The timeline for resolving this issue was:

  • 9:58: We began investigation into why there were delays to email campaign reporting and discovered that a backlog was building. We began the initial triage and found network latency and timeouts were occurring between our servers and message queue services and also found degraded performance on some of our servers
  • 10:08: We restarted our services that process email campaign reporting and monitored
  • 10:38: Posted to status page whilst we continued our investigation
  • 11:00: We continued to see degraded performance processing message queues and decided to redeploy the affected servers as a potential fix
  • 11:14: Through further investigation we found that the issue seemed to lie with resources hosted by our cloud provider specifically in the West Europe region. We made changes to fail over to our secondary messaging queue in another European region
  • 11:31: After monitoring following the fail over we noticed improvement in processing of message queues in our secondary
  • 11:36: We started scaling up and provisioning additional resources in preparation for processing the backlog that had accrued. We also started to move any backlogged messages still on our primary message queue to the secondary
  • 11:40: We began restarting all of our services and websites in Europe to ensure all would use our secondary message queue
  • 12:15: All services had been restarted and we began monitoring
  • 12:20: Additional workers had completed provisioning and began processing the backlog of messages
  • 12:41: We saw issues with access to cloud storage in West Europe and stopped all sending services to mitigate issues with email & SMS sending
  • 12:54: Storage issues cleared and we slowly began resuming sending services whilst monitoring for stability
  • 13:15: Sending services were brought fully back online
  • 13:57: We had resolved the issue and were happy that normal service had resumed while the remainder of the email campaign reporting backlog was being processed and catching up

Next Steps:

We are working with our cloud provider to ensure they are taking appropriate action. In addition we have already identified a roadmap of improvements to utilise multiple sites within the European region.

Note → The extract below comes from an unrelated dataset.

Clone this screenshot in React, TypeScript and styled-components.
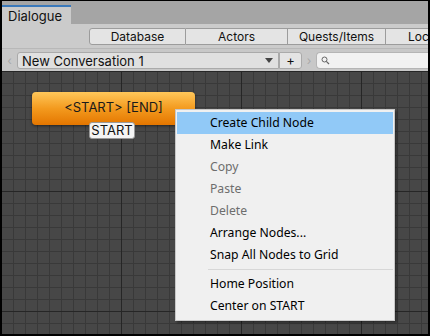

Posted Sep 04, 2020 - 16:52 BST

Resolved
We’ve monitored the situation for some time now.
The send backlog has already completely cleared. The email campaign reporting is still updating and will finish catching up shortly.
Sorry it happened and for the interruption it caused. We’re going to write a report to share the specific details of today’s issue. We’ll attach it here in a few days when it’s ready.
Posted Sep 03, 2020 - 14:57 BST
Monitoring
We’ve now resumed sends and are seeing our send backlog begin to clear. In addition, our email campaign reporting is beginning to update too. We’ll continue to monitor things from here on. More news to follow soon.
Posted Sep 03, 2020 - 14:11 BST
Update
We're continuing to work on a fix for this issue. We've temporarily paused email sends (in Europe/region 1) while we work with our third-party cloud provider to resolve the issue. We'll provide another update soon. Sorry for the disruption this is causing.
Posted Sep 03, 2020 - 13:41 BST
Identified
Thanks for your patience. We’re making some real progress on resolving this issue. We’ll be back with another update very soon.
Posted Sep 03, 2020 - 12:20 BST
Investigating
We're investigating an issue with delays for email campaign reporting. Sorry if you're affected, but our tech team are working as quickly as possible to resolve the issue and get things back to normal. We'll share another update shortly.
Posted Sep 03, 2020 - 11:37 BST
This incident affected: Europe - Engagement Cloud r1 (Europe - Mail Sending, Europe - Reporting).